Questo è quello a cui ormai ci hanno abituato a furia di ingiustizie e di soprusi. Ma rassegnarsi a questa abitudine ha un effetto devastante sui nostri diritti e sul bene comune.
Perché ogni volta che ci spacciano un diritto come un favore, questo diritto diventa moneta. E ogni volta che un diritto come quello alla salute, al lavoro, alla casa, diventa moneta privata, perdiamo un pezzo della nostra Democrazia. E più monete il politico ha in mano, più riesce ad allargare la sua clientela e la possibilità di rimanere al potere.
Lo abbiamo sempre detto e lo continueremo a dire forte e chiaro: il voto di scambio è un modo di fare politica che non ci piace e non ci appartiene.
È una cultura che non ha radici in una o nell’altra regione, ma nel sistema economico in cui viviamo, che sta dimostrando sempre più di non funzionare anche nella piccola, ricca e autonoma Valle d’Aosta.
Non auspichiamo quindi nessuna delle prospettive che sembrano aprirsi sul prossimo futuro del Consiglio regionale.

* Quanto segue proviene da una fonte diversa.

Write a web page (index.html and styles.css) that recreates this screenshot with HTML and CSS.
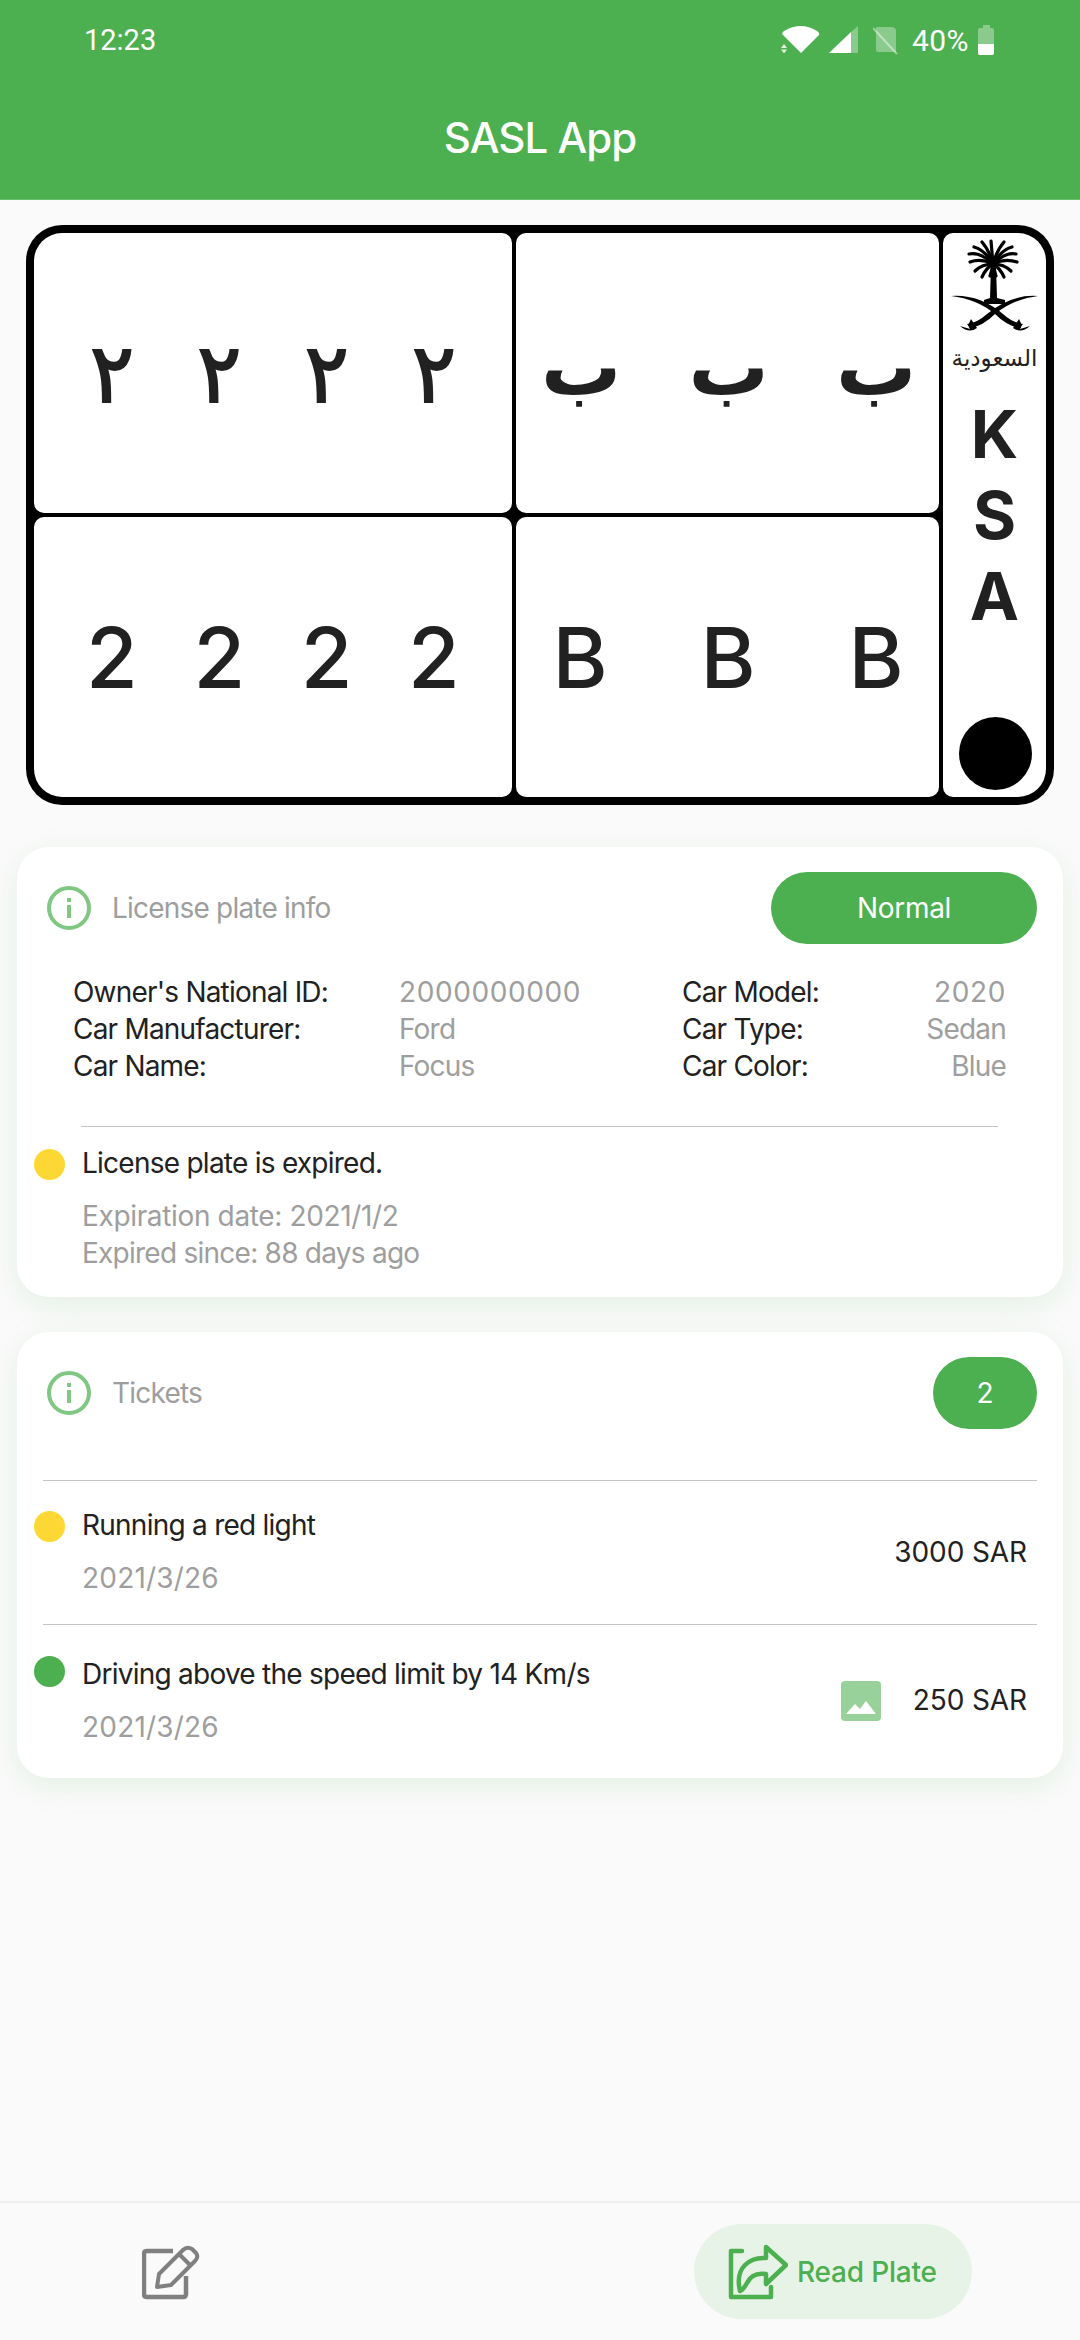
FILE: index.html

```html
<!DOCTYPE html>
<html lang="en">
<head>
  <meta charset="UTF-8">
  <title>SASL App</title>
  <link rel="stylesheet" href="styles.css">
</head>
<body>
  <div class="app">
    <header class="appbar">
      <div class="status">
        <span class="time">12:23</span>
        <div class="status-right">
          <svg class="st-wifi" width="40" height="30" viewBox="0 0 40 30">
            <path d="M20 28 L2 10 Q0 8 3 6 Q20 -4 36 6 Q39 8 38 10 Z" fill="#fff"/>
            <path d="M0 23 L3 19 L6 23 Z M0 24.500 L6 24.500 L3 28.500 Z" fill="#fff" opacity=".85"/>
          </svg>
          <svg class="st-signal" width="30" height="30" viewBox="0 0 30 30">
            <path d="M0 28 L22 7 L22 28 Z" fill="#fff"/>
            <path d="M22 7 L29 1 L29 28 L22 28 Z" fill="#fff" opacity=".35"/>
          </svg>
          <svg class="st-sim" width="26" height="30" viewBox="0 0 26 30">
            <path d="M3 2 L18 2 Q23 2 23 6 L23 27 L5 27 Q3 27 3 25 Z" fill="#fff" opacity=".35"/>
            <path d="M0 3 L24 29" stroke="#fff" stroke-width="2" opacity=".45"/>
          </svg>
          <span class="pct">40%</span>
          <div class="batt"><div class="batt-cap"></div><div class="batt-body"><div class="batt-level"></div></div></div>
        </div>
      </div>
      <h1 class="title">SASL App</h1>
    </header>

    <div class="plate">
      <div class="cell cell-num ar"><span>٢</span><span>٢</span><span>٢</span><span>٢</span></div>
      <div class="cell cell-let ar"><span>ب</span><span>ب</span><span>ب</span></div>
      <div class="side">
        <svg class="emblem" width="88" height="96" viewBox="0 0 88 96">
          <g stroke="#000" stroke-linecap="round" fill="none" stroke-width="3.200">
            <path d="M42 26 Q41 14 40 3"/>
            <path d="M42 26 Q38 12 31 4"/>
            <path d="M42 26 Q46 12 53 4"/>
            <path d="M42 26 Q34 12 23 9"/>
            <path d="M42 26 Q50 12 61 9"/>
            <path d="M42 26 Q30 14 18 16"/>
            <path d="M42 26 Q54 14 65 16"/>
            <path d="M42 26 Q30 20 19 24"/>
            <path d="M42 26 Q54 20 66 24"/>
            <path d="M42 26 Q31 26 24 33"/>
            <path d="M42 26 Q53 26 60 33"/>
            <path d="M42 26 Q35 30 31 39"/>
            <path d="M42 26 Q49 30 53 39"/>
            <path d="M42 26 Q41 32 39 38"/>
            <path d="M42 26 Q43 32 45 38"/>
          </g>
          <path d="M40 28 L45 28 L46 60 L54 62 L54 66 L33 66 L33 62 L39 60 Z" fill="#000"/>
          <path d="M0 58 Q28 56 52 76 Q62 85 72 86 L69 90 Q56 88 44 76 Q26 61 0 58 Z" fill="#000"/>
          <path d="M87 58 Q60 56 36 76 Q26 85 16 86 L19 90 Q32 88 44 76 Q62 61 87 58 Z" fill="#000"/>
          <path d="M68 81 Q72 88 69 91 L79 88 Q70 96 62 90 Z M20 81 Q16 88 19 91 L9 88 Q18 96 26 90 Z" fill="#000"/>
        </svg>
        <span class="saudi">السعودية</span>
        <div class="ksa"><span>K</span><span>S</span><span>A</span></div>
        <div class="dot-black"></div>
      </div>
      <div class="cell cell-num"><span>2</span><span>2</span><span>2</span><span>2</span></div>
      <div class="cell cell-let"><span>B</span><span>B</span><span>B</span></div>
    </div>

    <section class="card card-info">
      <div class="card-head">
        <svg class="info" width="46" height="46" viewBox="0 0 46 46">
          <circle cx="23" cy="23" r="20" fill="none" stroke="#81C784" stroke-width="4"/>
          <rect x="21" y="20" width="4" height="13" fill="#81C784"/>
          <rect x="21" y="13" width="4" height="4" fill="#81C784"/>
        </svg>
        <span class="head-label">License plate info</span>
        <span class="pill pill-normal">Normal</span>
      </div>
      <div class="details">
        <div class="col-left">
          <span class="k">Owner's National ID:</span><span class="v num">2000000000</span>
          <span class="k">Car Manufacturer:</span><span class="v">Ford</span>
          <span class="k">Car Name:</span><span class="v">Focus</span>
        </div>
        <div class="col-right">
          <span class="k">Car Model:</span><span class="v num">2020</span>
          <span class="k">Car Type:</span><span class="v">Sedan</span>
          <span class="k">Car Color:</span><span class="v">Blue</span>
        </div>
      </div>
      <div class="rule rule-info"></div>
      <div class="expired">
        <span class="dot yellow"></span>
        <div>
          <div class="main-txt">License plate is expired.</div>
          <div class="sub-txt exp-date">Expiration date: 2021/1/2</div>
          <div class="sub-txt exp-since">Expired since: 88 days ago</div>
        </div>
      </div>
    </section>

    <section class="card card-tickets">
      <div class="card-head">
        <svg class="info" width="46" height="46" viewBox="0 0 46 46">
          <circle cx="23" cy="23" r="20" fill="none" stroke="#81C784" stroke-width="4"/>
          <rect x="21" y="20" width="4" height="13" fill="#81C784"/>
          <rect x="21" y="13" width="4" height="4" fill="#81C784"/>
        </svg>
        <span class="head-label">Tickets</span>
        <span class="pill pill-count">2</span>
      </div>
      <div class="rule rule-t1"></div>
      <div class="ticket ticket-1">
        <span class="dot yellow"></span>
        <div class="ticket-txt">
          <div class="main-txt">Running a red light</div>
          <div class="sub-txt date">2021/3/26</div>
        </div>
        <span class="amount">3000 SAR</span>
      </div>
      <div class="rule rule-t2"></div>
      <div class="ticket ticket-2">
        <span class="dot green"></span>
        <div class="ticket-txt">
          <div class="main-txt">Driving above the speed limit by 14 Km/s</div>
          <div class="sub-txt date">2021/3/26</div>
        </div>
        <svg class="pic" width="40" height="40" viewBox="0 0 40 40">
          <rect width="40" height="40" rx="4" fill="#98D29A"/>
          <path d="M5 33 L14 23 L19 28 L25 20 L35 33 Z" fill="#fff"/>
        </svg>
        <span class="amount">250 SAR</span>
      </div>
    </section>

    <footer class="bottom">
      <svg class="edit" width="60" height="56" viewBox="0 0 60 56">
        <path d="M31 7 L5 7 Q2 7 2 10 L2 50 Q2 53 5 53 L41 53 Q44 53 44 50 L44 32" fill="none" stroke="#808080" stroke-width="4.500"/>
        <path d="M17 30 L41 6 Q45 2 50 5 L54 9 Q57 13 53 17 L29 41 L15 43 Z" fill="none" stroke="#808080" stroke-width="4" stroke-linejoin="round"/>
        <path d="M37 10 L49 22" stroke="#808080" stroke-width="4"/>
      </svg>
      <div class="read-btn">
        <svg class="share" width="60" height="56" viewBox="0 0 60 56">
          <path d="M14 7 L3 7 L3 53 L43 53 L43 43" fill="none" stroke="#4CAF50" stroke-width="4.500" stroke-linejoin="round" stroke-linecap="round"/>
          <path d="M38 3 L58 21 L38 40 L38 30 Q24 28 19 39 Q15 46 12 47 Q8 30 17 21 Q25 13 38 14 Z" fill="none" stroke="#4CAF50" stroke-width="4.500" stroke-linejoin="round"/>
        </svg>
        <span class="read-label">Read Plate</span>
      </div>
    </footer>
  </div>
</body>
</html>
```

FILE: styles.css

```css
* { box-sizing: border-box; }
html, body { margin: 0; padding: 0; }
body { font-family: Inter, "Noto Sans", sans-serif; background: #fafafa; color: #212121; }
.app { width: 1080px; height: 2340px; display: flex; flex-direction: column; overflow: hidden; }

/* header */
.appbar { height: 200px; background: #4caf50; border-bottom: 1px solid #6cbd6f; color: #fff; flex: none; }
.status { height: 80px; padding: 0 86px 0 84px; display: flex; align-items: center; justify-content: space-between; }
.time { font-family: Roboto, sans-serif; font-size: 29px; }
.status-right { display: flex; align-items: center; }
.st-signal { margin-left: 8px; }
.st-sim { margin-left: 14px; }
.pct { font-family: Roboto, sans-serif; font-size: 30px; letter-spacing: .4px; margin-left: 13px; }
.batt { margin-left: 9px; width: 16px; display: flex; flex-direction: column; align-items: center; }
.batt-cap { width: 7px; height: 3px; background: rgba(255,255,255,.35); }
.batt-body { width: 16px; height: 27px; border-radius: 2px; background: rgba(255,255,255,.35); display: flex; align-items: flex-end; overflow: hidden; }
.batt-level { width: 100%; height: 11px; background: #fff; }
.title { margin: 33px 0 0; text-align: center; font-size: 42px; font-weight: 500; line-height: 50px; letter-spacing: -1px; }

/* plate */
.plate { margin: 25px 26px 0; width: 1028px; height: 580px; flex: none; background: #000; border-radius: 36px; padding: 8px; display: grid; grid-template-columns: 478px 423px 103px; grid-template-rows: 280px 280px; gap: 4px; }
.cell { background: #fff; border-radius: 10px; display: flex; align-items: center; justify-content: space-between; font-size: 84px; font-weight: 500; color: #212121; }
.cell span { width: 60px; text-align: center; }
.cell-num { padding: 0 48px; }
.cell-let { padding: 0 33px 0 34px; }
.plate > .cell:nth-child(1) { border-top-left-radius: 28px; }
.plate > .cell:nth-child(4) { border-bottom-left-radius: 28px; }
.ar { font-family: "DejaVu Sans", sans-serif; }
.cell-num.ar { font-size: 82px; font-weight: 400; -webkit-text-stroke: 2px #212121; }
.cell-let.ar { font-size: 80px; font-weight: 700; padding: 0 43px 12px 25px; }
.side { grid-column: 3; grid-row: 1 / 3; background: #fff; border-radius: 10px 28px 28px 10px; display: flex; flex-direction: column; align-items: center; padding-top: 5px; position: relative; }
.emblem { flex: none; }
.saudi { font-family: "DejaVu Sans", sans-serif; font-size: 23px; line-height: 30px; margin-top: 9px; color: #212121; }
.ksa { display: flex; flex-direction: column; align-items: center; font-size: 66px; font-weight: 700; line-height: 81px; margin-top: 21px; }
.dot-black { position: absolute; bottom: 7px; left: 16px; width: 73px; height: 73px; border-radius: 50%; background: #000; }
.plate > .cell:nth-child(4) { grid-column: 1; grid-row: 2; }
.plate > .cell:nth-child(5) { grid-column: 2; grid-row: 2; }

/* cards */
.card { margin-left: 17px; width: 1046px; background: #fff; border-radius: 32px; box-shadow: 0 8px 30px rgba(76,175,80,.12); flex: none; position: relative; }
.card-info { margin-top: 42px; height: 450px; }
.card-tickets { margin-top: 35px; height: 446px; }
.card-head { height: 72px; padding: 0 26px 0 29px; display: flex; align-items: center; position: relative; top: 25px; }
.head-label { margin-left: 20px; font-size: 28px; color: #9e9e9e; letter-spacing: -.8px; }
.pill { margin-left: auto; height: 72px; border-radius: 36px; background: #4caf50; color: #fff; font-size: 28px; display: flex; align-items: center; justify-content: center; letter-spacing: -.3px; }
.pill-normal { width: 266px; }
.pill-count { width: 104px; }

.details { display: flex; justify-content: space-between; padding: 0 57px 0 56px; margin-top: 55px; }
.col-left { display: grid; grid-template-columns: 326px auto; }
.col-right { display: grid; grid-template-columns: 180px 144px; }
.col-right .v { text-align: right; }
.k, .v { font-size: 28px; line-height: 37px; letter-spacing: -.8px; }
.k { color: #212121; }
.v { color: #9e9e9e; }
.v.num { letter-spacing: .6px; }

.rule { height: 1px; background: #c4c4c4; }
.rule-info { margin: 41px 65px 0 64px; }
.expired { display: flex; margin-top: 18px; padding-left: 17px; }
.dot { width: 31px; height: 31px; border-radius: 50%; flex: none; margin-right: 17px; margin-top: 4px; }
.ticket-2 .dot { margin-top: 0; }
.yellow { background: #fdd835; }
.green { background: #4caf50; }
.main-txt { font-size: 28px; line-height: 37px; letter-spacing: -.75px; color: #212121; }
.sub-txt { font-size: 28px; line-height: 37px; color: #9e9e9e; }
.exp-date { margin-top: 16px; letter-spacing: -.35px; }
.exp-since { letter-spacing: -.75px; }

.rule-t1 { margin: 76px 26px 0 26px; }
.rule-t2 { margin: 0 26px; }
.ticket { display: flex; align-items: flex-start; padding-left: 17px; }
.ticket-1 { height: 143px; padding-top: 26px; }
.ticket-2 { height: 150px; padding-top: 31px; }
.ticket-txt { flex: 1; }
.sub-txt.date { margin-top: 16px; letter-spacing: .2px; }
.amount { font-size: 28px; line-height: 37px; letter-spacing: -.1px; margin-right: 36px; }
.ticket-1 .amount { margin-top: 27px; }
.ticket-2 .amount { margin-top: 26px; }
.pic { margin-top: 25px; margin-right: 32px; flex: none; }

/* bottom bar */
.bottom { margin-top: auto; height: 139px; flex: none; border-top: 2px solid #eeeeee; display: flex; align-items: center; justify-content: space-between; padding: 0 108px 0 142px; }
.read-btn { width: 278px; height: 95px; border-radius: 48px; background: #e8f3e8; display: flex; align-items: center; padding-left: 34px; }
.read-label { margin-left: 9px; color: #4caf50; font-size: 28px; font-weight: 500; letter-spacing: -.2px; }
```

Che si voti il Bilancio o meno, che si ricomponga una maggioranza e il Consiglio vada avanti rimuovendo i gravi fatti di cronaca di questi giorni nell’ennesimo dimenticatoio o meno, la nostra posizione rimarrà invariata.
Potremo sembrare dei folli irresponsabili, ma chiediamo innanzitutto che se autonomia deve essere in questa regione, che venga usata a favore di tutta la comunità e non a vantaggio di pochi. Non per alimentare il sistema clientelare e favorire il malaffare. Chiediamo più rispetto dei diritti dei cittadini da parte di chi sta nelle Istituzioni e un cambio immediato di rotta da parte di questo sistema che ci tratta come monete e non come persone. A questo sistema, opponiamo quello dei diritti di uguaglianza e giustizia sociale sanciti dalla nostra Costituzione.